I have had this weird attraction towards Pune since really long time. All of my friends in highschool and in college too have one or more kith and kins in Pune. Some people even hailed from Pune. They always used to brag about what did they buy in Pune, latest fashion, trendy shrugs, clutches, flats, accessories and food too. Having all my relatives in Kolhapur, i have never been to Pune neither I had anyone there.. I always bought clothes from here itself and I never even occasionally went there. And all I kept hearing was about Pune. I was a lot curious about the city itself and also the people there.

I tried to postpone this thing but finally I am going there for further education for say one year at least. I am not even a bit excited. Rather tense!!

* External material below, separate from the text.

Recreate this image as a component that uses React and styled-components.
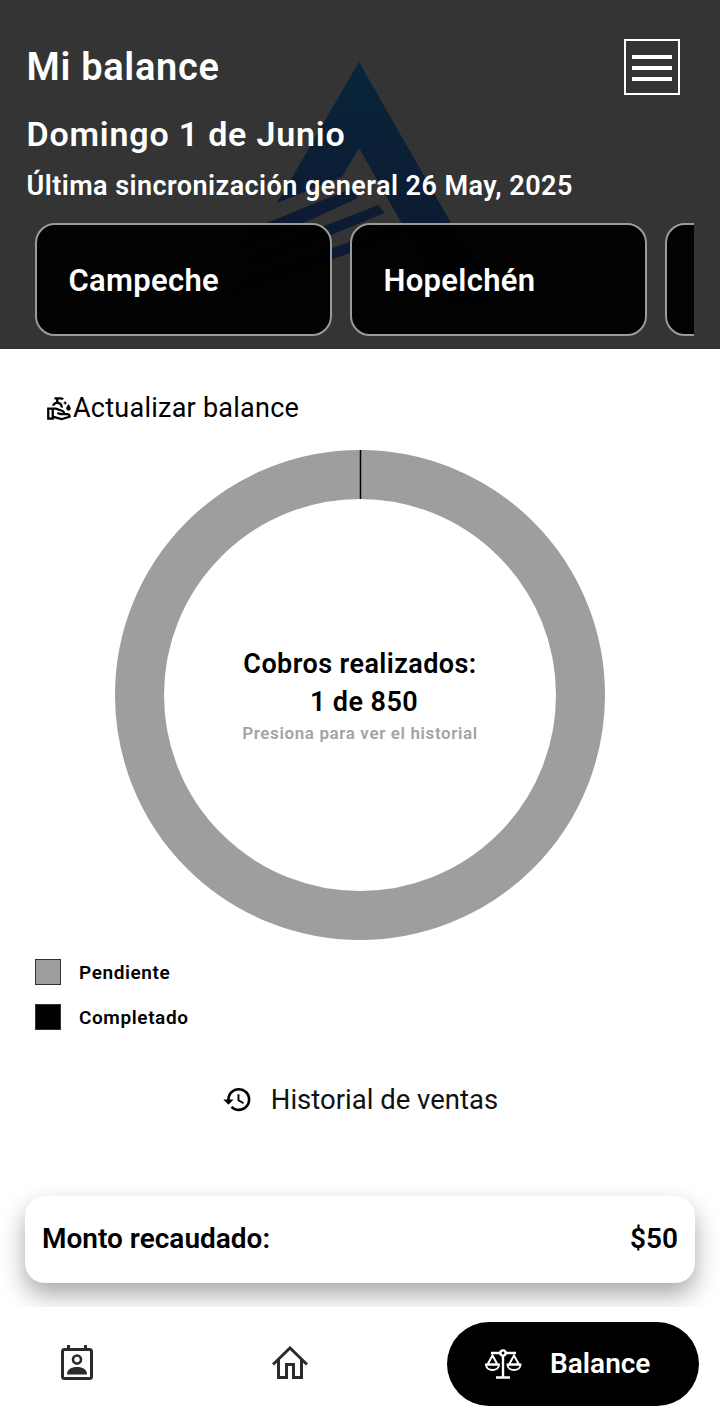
import React from 'react';
import styled, { createGlobalStyle } from 'styled-components';
import { MdHistory, MdOutlineCleanHands } from 'react-icons/md';

const GlobalStyle = createGlobalStyle`
  html, body {
    margin: 0;
    padding: 0;
    background: #fff;
    font-family: Roboto, "Liberation Sans", sans-serif;
  }
`;

const Screen = styled.div`
  width: 720px;
  height: 1414px;
  display: flex;
  flex-direction: column;
  overflow: hidden;
`;

const Header = styled.header`
  position: relative;
  flex: 0 0 349px;
  box-sizing: border-box;
  padding: 39px 0 0 26.5px;
  background: #343434;
  color: #fff;
  overflow: hidden;
`;

const Watermark = styled.svg`
  position: absolute;
  left: 220px;
  top: 60px;
  width: 280px;
  height: 240px;
`;

const TitleRow = styled.div`
  display: flex;
  justify-content: space-between;
  align-items: center;
  padding-right: 40.5px;
  height: 56px;
  position: relative;
`;

const Title = styled.h1`
  margin: 0;
  font-size: 38px;
  line-height: 56px;
  font-weight: 600;
  letter-spacing: 0.7px;
`;

const MenuButton = styled.button`
  width: 56px;
  height: 56px;
  box-sizing: border-box;
  padding: 2px 0 0;
  display: flex;
  flex-direction: column;
  align-items: center;
  justify-content: center;
  gap: 7px;
  background: transparent;
  border: 2px solid #fff;
`;

const MenuBar = styled.span`
  display: block;
  width: 40px;
  height: 4px;
  background: #fff;
`;

const DateLine = styled.div`
  position: relative;
  margin-top: 17px;
  font-size: 34px;
  line-height: 44px;
  font-weight: 600;
  letter-spacing: 0.8px;
`;

const SyncLine = styled.div`
  position: relative;
  margin-top: 12px;
  font-size: 27px;
  line-height: 36px;
  font-weight: 600;
  letter-spacing: 0.45px;
`;

const Tabs = styled.div`
  position: relative;
  display: flex;
  gap: 18px;
  width: 659px;
  margin: 19px 0 0 8.5px;
  overflow: hidden;
`;

const Tab = styled.div`
  flex: 0 0 297px;
  height: 113px;
  box-sizing: border-box;
  padding: 2px 0 0 31.5px;
  display: flex;
  align-items: center;
  background: rgba(0, 0, 0, 0.95);
  border: 2px solid #9a9a9a;
  border-radius: 20px;
  font-size: 31px;
  font-weight: 600;
  letter-spacing: 0.3px;
`;

const UpdateRow = styled.div`
  display: flex;
  align-items: center;
  height: 40px;
  margin: 39px 0 0 46px;
  font-size: 27px;
  font-weight: 450;
  letter-spacing: 0.25px;
  color: #000;
`;

const ChartWrap = styled.div`
  position: relative;
  width: 490px;
  height: 490px;
  margin: 22px auto 0;
`;

const ChartCenter = styled.div`
  position: absolute;
  inset: 0;
  display: flex;
  flex-direction: column;
  align-items: center;
  justify-content: center;
  text-align: center;
`;

const ChartLabel = styled.div`
  font-size: 27px;
  line-height: 38px;
  font-weight: 600;
  letter-spacing: 0.42px;
  color: #000;
`;

const ChartValue = styled(ChartLabel)`
  padding-left: 8px;
`;

const ChartHint = styled.div`
  font-size: 17px;
  line-height: 24px;
  font-weight: 600;
  letter-spacing: 0.62px;
  color: #a3a3a3;
`;

const Legend = styled.div`
  display: flex;
  flex-direction: column;
  gap: 19px;
  margin: 19px 0 0 35px;
`;

const LegendRow = styled.div`
  display: flex;
  align-items: center;
  gap: 18px;
  font-size: 19px;
  font-weight: 600;
  letter-spacing: 0.6px;
  color: #000;
`;

const Swatch = styled.span`
  display: block;
  width: 26px;
  height: 26px;
  box-sizing: border-box;
  border: 1px solid #333;
  background: ${(p) => p.$color};
`;

const HistoryRow = styled.div`
  display: flex;
  align-items: center;
  justify-content: center;
  gap: 18px;
  height: 40px;
  margin-top: 49px;
  font-size: 27.5px;
  font-weight: 450;
  color: #111;
`;

const TotalCard = styled.div`
  display: flex;
  justify-content: space-between;
  align-items: center;
  height: 87px;
  box-sizing: border-box;
  margin: 77px 25px 0;
  padding: 0 17px 2px;
  background: #fff;
  border-radius: 20px;
  box-shadow: 0 12px 24px rgba(0, 0, 0, 0.34);
  font-size: 28px;
  font-weight: 600;
  color: #000;
  position: relative;
`;

const BottomNav = styled.nav`
  position: relative;
  display: flex;
  align-items: center;
  height: 107px;
  margin-top: 24px;
  box-sizing: border-box;
  padding: 6px 21px 0 61px;
  background: #fff;
`;

const NavIcon = styled.div`
  display: flex;
  color: #2b2b2b;
  margin: 0 ${(p) => p.$gap}px 2px 0;
`;

const ActivePill = styled.div`
  display: flex;
  align-items: center;
  gap: 28px;
  width: 252px;
  height: 84px;
  box-sizing: border-box;
  padding-left: 38px;
  margin-left: auto;
  background: #000;
  border-radius: 42px;
  color: #fff;
  font-size: 28px;
  font-weight: 600;
`;

const ContactIcon = () => (
  <svg width="32" height="36" viewBox="0 0 32 36" fill="none">
    <path d="M7.500 0v6M24.500 0v6" stroke="currentColor" strokeWidth="3" />
    <rect x="1.500" y="4.500" width="29" height="29" rx="2" stroke="currentColor" strokeWidth="3" />
    <circle cx="16" cy="14.500" r="4" stroke="currentColor" strokeWidth="2.600" />
    <path d="M6 29.500c0-5 4-7.500 10-7.500s10 2.500 10 7.500Z" fill="currentColor" />
  </svg>
);

const HomeIcon = () => (
  <svg width="36" height="33" viewBox="0 0 36 33" fill="none" stroke="currentColor" strokeWidth="3">
    <path d="M1 18.500 18 2l17 16.500" />
    <path d="M6.500 14v17.500h8V18.500h7v13h8V14" />
  </svg>
);

const ScaleIcon = () => (
  <svg width="37" height="30" viewBox="0 0 37 30" fill="none" stroke="currentColor" strokeWidth="2.400">
    <circle cx="18" cy="4" r="2.600" />
    <path d="M18 7v21M11 28.500h14M6 4h9.500M20.500 4H31" />
    <path d="M7.500 6.500 2.500 15.500h10ZM29 6.500l-5 9h10Z" strokeWidth="2" />
    <path d="M1 15.500h13c0 3.200-2.800 5.500-6.500 5.500S1 18.700 1 15.500ZM22.500 15.500h13c0 3.200-2.800 5.500-6.500 5.500s-6.500-2.300-6.500-5.500Z" strokeWidth="2" />
  </svg>
);

const logoFade = (
  <linearGradient id="logoFade" gradientUnits="userSpaceOnUse" x1="0" y1="60" x2="0" y2="300">
    <stop offset="0" stopColor="#07263b" />
    <stop offset="0.6" stopColor="#0c1c33" />
    <stop offset="1" stopColor="#0c1a30" />
  </linearGradient>
);

export default function App() {
  return (
    <Screen>
      <GlobalStyle />
      <Header>
        <Watermark viewBox="220 60 280 240">
          <defs>{logoFade}</defs>
          <path d="M359 62 495 300h-50L359 148l-17 29-65 26Z" fill="url(#logoFade)" />
          <path d="M352 188l6 10-126 58 18-26Z" fill="url(#logoFade)" />
          <path d="M378 205l7 8-135 55-5-11Z" fill="url(#logoFade)" />
          <path d="M398 225l2 10-175 63 15-18Z" fill="url(#logoFade)" />
        </Watermark>
        <TitleRow>
          <Title>Mi balance</Title>
          <MenuButton aria-label="Menu">
            <MenuBar />
            <MenuBar />
            <MenuBar />
          </MenuButton>
        </TitleRow>
        <DateLine>Domingo 1 de Junio</DateLine>
        <SyncLine>Última sincronización general 26 May, 2025</SyncLine>
        <Tabs>
          <Tab>Campeche</Tab>
          <Tab>Hopelchén</Tab>
          <Tab />
        </Tabs>
      </Header>

      <UpdateRow>
        <MdOutlineCleanHands size={27} />
        Actualizar balance
      </UpdateRow>

      <ChartWrap>
        <svg width="490" height="490" viewBox="0 0 490 490">
          <circle cx="245" cy="245" r="220.5" fill="none" stroke="#9e9e9e" strokeWidth="49" />
          <path d="M245.500 0v49" stroke="#000" strokeWidth="1.500" />
        </svg>
        <ChartCenter>
          <ChartLabel>Cobros realizados:</ChartLabel>
          <ChartValue>1 de 850</ChartValue>
          <ChartHint>Presiona para ver el historial</ChartHint>
        </ChartCenter>
      </ChartWrap>

      <Legend>
        <LegendRow>
          <Swatch $color="#9e9e9e" />
          Pendiente
        </LegendRow>
        <LegendRow>
          <Swatch $color="#000" />
          Completado
        </LegendRow>
      </Legend>

      <HistoryRow>
        <MdHistory size={31} color="#000" />
        Historial de ventas
      </HistoryRow>

      <TotalCard>
        <span>Monto recaudado:</span>
        <span>$50</span>
      </TotalCard>

      <BottomNav>
        <NavIcon $gap={179}>
          <ContactIcon />
        </NavIcon>
        <NavIcon $gap={0}>
          <HomeIcon />
        </NavIcon>
        <ActivePill>
          <ScaleIcon />
          Balance
        </ActivePill>
      </BottomNav>
    </Screen>
  );
}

In my recent trip to Pune for inquiry about the course I want to take up, I saw some girls at that center. Most of them were of my age with loads of makeup on face, perfectly trendy and well may not be chic. I need to mention that none of them was a french chic.

Well, I will never fit here. No..I am not deciding anything. But I just feel that mentally and emotionally, I might end up being an outsider. I am not makeup-freak neither I have long, beautiful finger nails to pop up a bold manicure. I am not pretty. I like greys, blacks, navy blues, beiges and purples. I would hardly pop up any statement accessory because I would say I dislike them. I can not type or work or write if I wear rings or wristwatch or bangles or bracelets. I don't like neck-pieces. I keep my nails colorless almost always and I never grow them.(I cut my nails every other day.) I carry so much stuff with me that it can not fit in a handbag or even worse a clutch.

I am student at heart, can not do without diaries, books, stationery, writing pads etc. And a plain jane, too.. Makeup is not really my thing. So does being chic. I almost have never followed fashion trends. I never shop for the sake of shopping or just try cosmetics. I am skeptic and rarely spendthrift.   Perfectly happy with good books, good food and solitude.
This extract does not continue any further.